This notebook is to generate plots for data driven simulation with signals (Figure 4).

In [1]:
import pickle

import matplotlib.pyplot as plt
import pylab
import numpy as np
%matplotlib notebook

## DIBD Data Driven Simulations

### Varing filtering level (Figure 4a, c, e)

In [2]:
# input DIBD data driven simulation results with various filteirng level
with open("../results_all/simulation_DIBD_amnon_mixed_fl_s15.pkl", 'rb') as f:
    filtlev, B, c, nSample, num_nulls,FDR_bh1, FDR_fbh1, FDR_ds1, FDR_gb1,PWR_bh1, PWR_fbh1, PWR_ds1, PWR_gb1,OTU_bh1, OTU_fbh1, OTU_ds1, OTU_gb1,err_bh1, err_fbh1, err_ds1, err_gb1,sd_bh1, sd_fbh1, sd_ds1, sd_gb1 = pickle.load(f)

In [3]:
# plot post filtering hypotheses vs. filter level (Figure 4a)
fig_dibd_fl_nulls = plt.figure(figsize=(7, 5))
plt.plot(np.delete(filtlev, 0), np.delete(num_nulls, 0), linestyle='--', marker='o', color = 'purple', markeredgewidth=0.0)

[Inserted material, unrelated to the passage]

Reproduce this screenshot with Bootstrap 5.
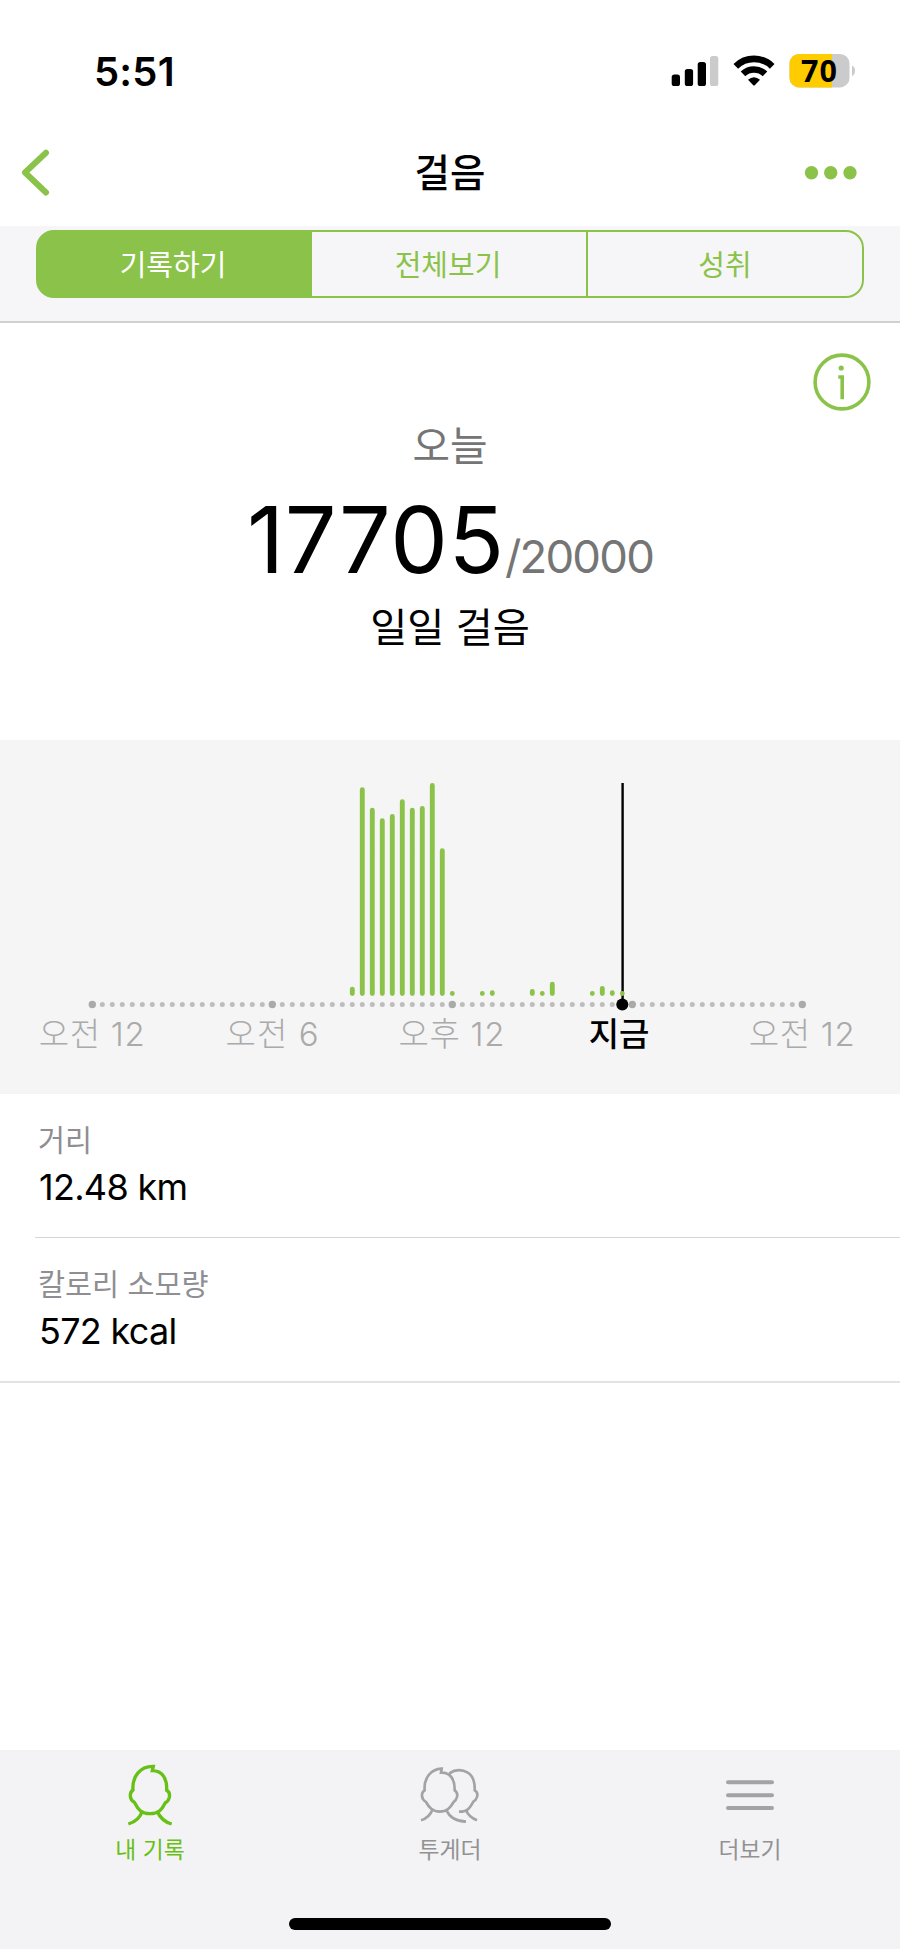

plt.xlabel('Filter level', fontsize=20)
plt.ylabel('Post filtering hypotheses', fontsize=20)
plt.tick_params(labeltop='off', labelright='off')
plt.tick_params(labelsize=15)
plt.tight_layout()
fig_dibd_fl_nulls.savefig('../figures/dibd_simulation_signal_fl_nulls.pdf', dpi=300)

<IPython.core.display.Javascript object>

In [4]:
# plot FDR level vs. filter level (Figure 4c)
fig_dibd_fl_fdr = plt.figure(figsize=(7, 5))
plt.axhline(0.1, linestyle='--', color = 'green', markeredgewidth=0.0, label = 'nominal level')
plt.plot(filtlev, FDR_ds1, linestyle='--', marker='o', markeredgewidth=0.0, color = 'red', label = 'DS')
plt.plot(filtlev, FDR_fbh1, linestyle='--', marker='o', markeredgewidth=0.0, color = 'orange', label = 'FBH')
plt.plot(filtlev, FDR_bh1, linestyle='--', marker='o', markeredgewidth=0.0, color = 'blue', label = 'BH')

pylab.legend(loc ='center right', frameon=False)
plt.xlabel('Filter level', fontsize = 20)
plt.ylabel('False discovery rate', fontsize = 20)
plt.tick_params(labeltop='off', labelright='off')
plt.tick_params(labelsize=15)
plt.tight_layout()
fig_dibd_fl_fdr.savefig('../figures/dibd_simulation_signal_fl_fdr.pdf', dpi=300)

<IPython.core.display.Javascript object>

In [5]:
# plot discovered OTU vs. filter level (Figure 4e)
fig_dibd_fl_otu = plt.figure(figsize=(7, 5))

plt.plot(filtlev, OTU_ds1, linestyle='--', marker='o', markeredgewidth=0.0, color = 'red')
plt.plot(filtlev, OTU_fbh1, linestyle='--', marker='o', markeredgewidth=0.0, color = 'orange')
plt.plot(filtlev, OTU_bh1, linestyle='--', marker='o', markeredgewidth=0.0, color = 'blue')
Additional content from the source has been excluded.